**Written task:** In the listing below, pick out lines with "using".

**Stored records:**
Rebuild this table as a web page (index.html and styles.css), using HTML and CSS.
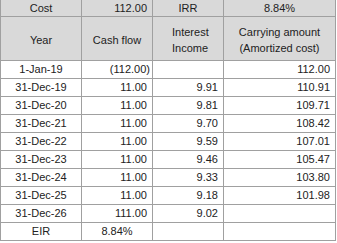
FILE: index.html
```
<!DOCTYPE html>
<html>
<head>
<meta charset="utf-8">
<link rel="stylesheet" href="styles.css">
</head>
<body>
<div class="sheet">
  <div class="c h center">Cost</div>
  <div class="c h right">112.00</div>
  <div class="c h center">IRR</div>
  <div class="c h center">8.84%</div>

  <div class="c h center tall">Year</div>
  <div class="c h center tall">Cash flow</div>
  <div class="c h tall indent">Interest<br>Income</div>
  <div class="c h center tall">Carrying amount<br>(Amortized cost)</div>

  <div class="c center">1-Jan-19</div>
  <div class="c right paren">(112.00)</div>
  <div class="c right"></div>
  <div class="c right">112.00</div>

  <div class="c center">31-Dec-19</div>
  <div class="c right">11.00</div>
  <div class="c right">9.91</div>
  <div class="c right">110.91</div>

  <div class="c center">31-Dec-20</div>
  <div class="c right">11.00</div>
  <div class="c right">9.81</div>
  <div class="c right">109.71</div>

  <div class="c center">31-Dec-21</div>
  <div class="c right">11.00</div>
  <div class="c right">9.70</div>
  <div class="c right">108.42</div>

  <div class="c center">31-Dec-22</div>
  <div class="c right">11.00</div>
  <div class="c right">9.59</div>
  <div class="c right">107.01</div>

  <div class="c center">31-Dec-23</div>
  <div class="c right">11.00</div>
  <div class="c right">9.46</div>
  <div class="c right">105.47</div>

  <div class="c center">31-Dec-24</div>
  <div class="c right">11.00</div>
  <div class="c right">9.33</div>
  <div class="c right">103.80</div>

  <div class="c center">31-Dec-25</div>
  <div class="c right">11.00</div>
  <div class="c right">9.18</div>
  <div class="c right">101.98</div>

  <div class="c center">31-Dec-26</div>
  <div class="c right">111.00</div>
  <div class="c right">9.02</div>
  <div class="c right"></div>

  <div class="c center">EIR</div>
  <div class="c center">8.84%</div>
  <div class="c"></div>
  <div class="c"></div>
</div>
</body>
</html>
```
FILE: styles.css
```
html, body {
  margin: 0;
  padding: 0;
  background: #ffffff;
}
.sheet {
  display: grid;
  grid-template-columns: 80px 70px 70px 111px;
  grid-template-rows: 16px 43px repeat(10, 17px);
  gap: 1px;
  padding: 0 1px 1px 1px;
  background: #a0a0a0;
  width: max-content;
  font-family: "Liberation Sans", Arial, sans-serif;
  font-size: 11px;
  color: #222222;
}
.c {
  background: #ffffff;
  display: flex;
  align-items: center;
  line-height: 13px;
  white-space: nowrap;
}
.h {
  background: #d9d9d9;
}
.center {
  justify-content: center;
  text-align: center;
}
.right {
  justify-content: flex-end;
  padding-right: 5px;
}
.paren {
  padding-right: 2px;
}
.indent {
  padding-left: 19px;
  text-align: left;
}
.tall {
  line-height: 16px;
  padding-top: 2px;
}
```
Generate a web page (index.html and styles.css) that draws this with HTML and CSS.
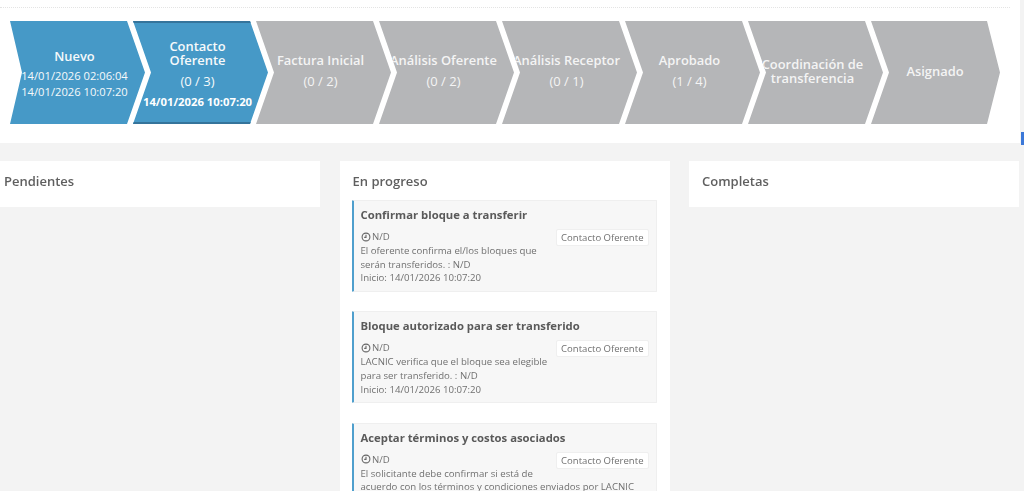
FILE: index.html
```
<!DOCTYPE html>
<html lang="es">
<head>
<meta charset="utf-8">
<title>Transferencia</title>
<link rel="stylesheet" href="styles.css">
</head>
<body>
<div class="page">
  <header class="top">
    <div class="dots"></div>
    <nav class="steps">
      <div class="step done first"><div class="name">Nuevo</div><div class="date">14/01/2026 02:06:04</div><div class="date">14/01/2026 10:07:20</div></div>
      <div class="step current"><div class="name">Contacto<br>Oferente</div><div class="count">(0 / 3)</div><div class="date strong">14/01/2026 10:07:20</div></div>
      <div class="step"><div class="name">Factura Inicial</div><div class="count">(0 / 2)</div></div>
      <div class="step"><div class="name">Análisis Oferente</div><div class="count">(0 / 2)</div></div>
      <div class="step"><div class="name">Análisis Receptor</div><div class="count">(0 / 1)</div></div>
      <div class="step"><div class="name">Aprobado</div><div class="count">(1 / 4)</div></div>
      <div class="step"><div class="name">Coordinación de<br>transferencia</div></div>
      <div class="step last"><div class="name">Asignado</div></div>
    </nav>
  </header>
  <span class="edge"></span>
  <main class="board">
    <section class="col col-left"><h2>Pendientes</h2></section>
    <section class="col col-mid">
      <h2>En progreso</h2>
      <article class="card">
        <h3>Confirmar bloque a transferir</h3>
        <span class="badge">Contacto Oferente</span>
        <p><svg class="clock" viewBox="0 0 10 10"><circle cx="5" cy="5" r="3.9"/><path d="M5 2.8V5.4H3.2"/></svg> N/D<br>El oferente confirma el/los bloques que serán transferidos. : N/D<br>Inicio: 14/01/2026 10:07:20</p>
      </article>
      <article class="card">
        <h3>Bloque autorizado para ser transferido</h3>
        <span class="badge">Contacto Oferente</span>
        <p><svg class="clock" viewBox="0 0 10 10"><circle cx="5" cy="5" r="3.9"/><path d="M5 2.8V5.4H3.2"/></svg> N/D<br>LACNIC verifica que el bloque sea elegible para ser transferido. : N/D<br>Inicio: 14/01/2026 10:07:20</p>
      </article>
      <article class="card">
        <h3>Aceptar términos y costos asociados</h3>
        <span class="badge">Contacto Oferente</span>
        <p><svg class="clock" viewBox="0 0 10 10"><circle cx="5" cy="5" r="3.9"/><path d="M5 2.8V5.4H3.2"/></svg> N/D<br>El solicitante debe confirmar si está de acuerdo con los términos y condiciones enviados por LACNIC</p>
      </article>
    </section>
    <section class="col col-right"><h2>Completas</h2></section>
  </main>
</div>
</body>
</html>
```
FILE: styles.css
```
* { box-sizing: border-box; }
html, body { margin: 0; height: 100%; overflow: hidden; }
body { background: #f3f3f3; font-family: "Open Sans", "Liberation Sans", sans-serif; color: #666; }
.page { position: relative; width: 1024px; height: 491px; overflow: hidden; filter: blur(0.5px); }
.top { width: 1020px; height: 143px; background: #fff; padding-top: 7px; }
.dots { width: 1010px; border-top: 1px dotted #e4e4e4; }
.steps { display: flex; margin: 13px 0 0 10px; }
.step {
  flex: 0 0 135px; min-width: 0; height: 103px; margin-right: -12px; padding: 0 6px 3px 0;
  display: flex; flex-direction: column; align-items: center; justify-content: center;
  text-align: center; color: #f4f4f4; background: #b5b6b8;
  clip-path: polygon(0 0, 117px 0, 135px 50%, 117px 100%, 0 100%, 18px 50%);
  white-space: nowrap;
}
.first { clip-path: polygon(0 0, 117px 0, 135px 50%, 117px 100%, 0 100%, 12px 50%); }
.last { flex-basis: 129px; padding-right: 1px; clip-path: polygon(0 0, 116px 0, 129px 50%, 116px 100%, 0 100%, 18px 50%); }
.done, .current { background: #4699c7; color: #f6f9fb; padding-top: 3px; padding-bottom: 0; }
.current { border-top: 2px solid #35749b; border-bottom: 2px solid #35749b; }
.name { font-size: 12.9px; line-height: 14px; font-weight: 600; }
.count { font-size: 13px; line-height: 16px; margin-top: 6px; }
.date { font-size: 11.2px; line-height: 15.5px; }
.done .name { margin-bottom: 5px; }
.date.strong { font-weight: 700; margin-top: 5px; color: #fff; font-size: 11.3px; }
.edge { position: absolute; left: 1021px; top: 132px; width: 3px; height: 13px; background: #3b78d8; }
.board { display: grid; grid-template-columns: 320px 330px 330px; column-gap: 19.5px; margin-top: 18px; align-items: start; }
.col { background: #fff; min-height: 46px; padding: 11px 13px 0; }
.col-left { padding-left: 4px; }
.col h2 { margin: 0; font-size: 13px; line-height: 18px; font-weight: 600; color: #5f5f5f; }
.col-mid { height: 340px; }
.col-mid h2 { margin-bottom: 10px; }
.card { height: 92px; margin: 0 0 19.4px -1px; width: 305px; background: #f7f7f7; border: 1px solid #efefef; border-left: 2px solid #4f9fcd; padding: 5px 7px 0; border-radius: 1px; }
.card:last-child { height: 120px; }
.card h3 { margin: 0 0 7px; font-size: 11.3px; line-height: 17px; font-weight: 700; color: #5a5a5a; }
.card p { margin: 0; font-size: 9.65px; line-height: 13.8px; color: #707070; }
.badge { float: right; margin-top: -1px; margin-left: 6px; padding: 0 4px; height: 17px; line-height: 15px; font-size: 9.55px; color: #707070; background: #fff; border: 1px solid #efefef; border-radius: 2px; }
.clock { width: 10px; height: 10px; vertical-align: -1.5px; margin-right: -1px; fill: none; stroke: #666; stroke-width: 1.1; }
```
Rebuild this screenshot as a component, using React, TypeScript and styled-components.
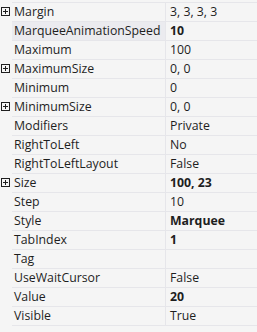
import React from 'react';
import styled, { createGlobalStyle } from 'styled-components';

const GlobalStyle = createGlobalStyle`
  html, body {
    margin: 0;
    padding: 0;
    background: #f5f5f5;
  }
  body {
    font-family: "Open Sans", "Noto Sans", sans-serif;
    font-size: 12.3px;
    color: #1e1e1e;
  }
`;

const Grid = styled.div`
  width: 257px;
  height: 332px;
  padding-top: 2px;
  box-sizing: border-box;
  overflow: hidden;
  background: #f5f5f5;
`;

const Rows = styled.div`
  border-top: 1px solid #e6e6ea;
  margin-left: 12px;
`;

const Row = styled.div`
  position: relative;
  display: flex;
  height: 19px;
  box-sizing: border-box;
  border-bottom: 1px solid #e6e6ea;
`;

const Expander = styled.span`
  position: absolute;
  left: -11px;
  top: 4px;
  width: 7px;
  height: 7px;
  border: 1px solid #1e1e1e;
  display: flex;
  align-items: center;
  justify-content: center;
  &::before,
  &::after {
    content: '';
    position: absolute;
    background: #1e1e1e;
  }
  &::before {
    width: 5px;
    height: 1px;
  }
  &::after {
    width: 1px;
    height: 5px;
  }
`;

const Name = styled.div<{ $selected?: boolean }>`
  width: 153px;
  box-sizing: border-box;
  padding-left: 2px;
  line-height: 18px;
  white-space: nowrap;
  overflow: hidden;
  background: ${(p) => (p.$selected ? '#ebebef' : 'transparent')};
`;

const Value = styled.div<{ $bold?: boolean }>`
  flex: 1;
  border-left: 1px solid #e6e6ea;
  padding-left: 4px;
  line-height: 18px;
  white-space: nowrap;
  font-weight: ${(p) => (p.$bold ? 700 : 400)};
`;

type Prop = { name: string; value: string; bold?: boolean; expand?: boolean; selected?: boolean };

const props: Prop[] = [
  { name: 'Margin', value: '3, 3, 3, 3', expand: true },
  { name: 'MarqueeAnimationSpeed', value: '10', bold: true, selected: true },
  { name: 'Maximum', value: '100' },
  { name: 'MaximumSize', value: '0, 0', expand: true },
  { name: 'Minimum', value: '0' },
  { name: 'MinimumSize', value: '0, 0', expand: true },
  { name: 'Modifiers', value: 'Private' },
  { name: 'RightToLeft', value: 'No' },
  { name: 'RightToLeftLayout', value: 'False' },
  { name: 'Size', value: '100, 23', bold: true, expand: true },
  { name: 'Step', value: '10' },
  { name: 'Style', value: 'Marquee', bold: true },
  { name: 'TabIndex', value: '1', bold: true },
  { name: 'Tag', value: '' },
  { name: 'UseWaitCursor', value: 'False' },
  { name: 'Value', value: '20', bold: true },
  { name: 'Visible', value: 'True' },
];

export default function App() {
  return (
    <>
      <GlobalStyle />
      <Grid>
        <Rows>
          {props.map((p) => (
            <Row key={p.name}>
              {p.expand && <Expander />}
              <Name $selected={p.selected}>{p.name}</Name>
              <Value $bold={p.bold}>{p.value}</Value>
            </Row>
          ))}
        </Rows>
      </Grid>
    </>
  );
}
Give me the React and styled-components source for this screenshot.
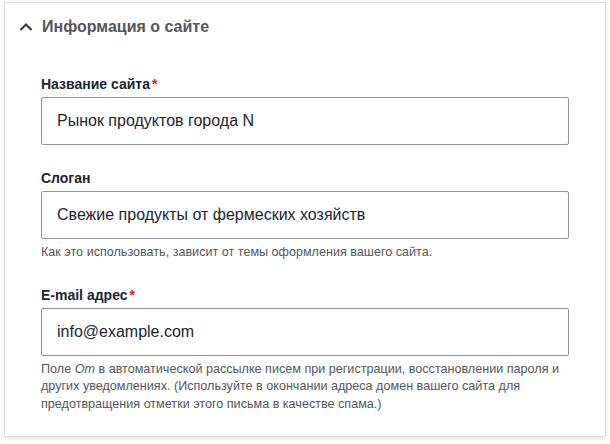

**Result of this exercise:**
Rebuild this table as a web page (index.html and styles.css), using HTML and CSS.
Rebuild this screenshot as a component, using React, TypeScript and styled-components.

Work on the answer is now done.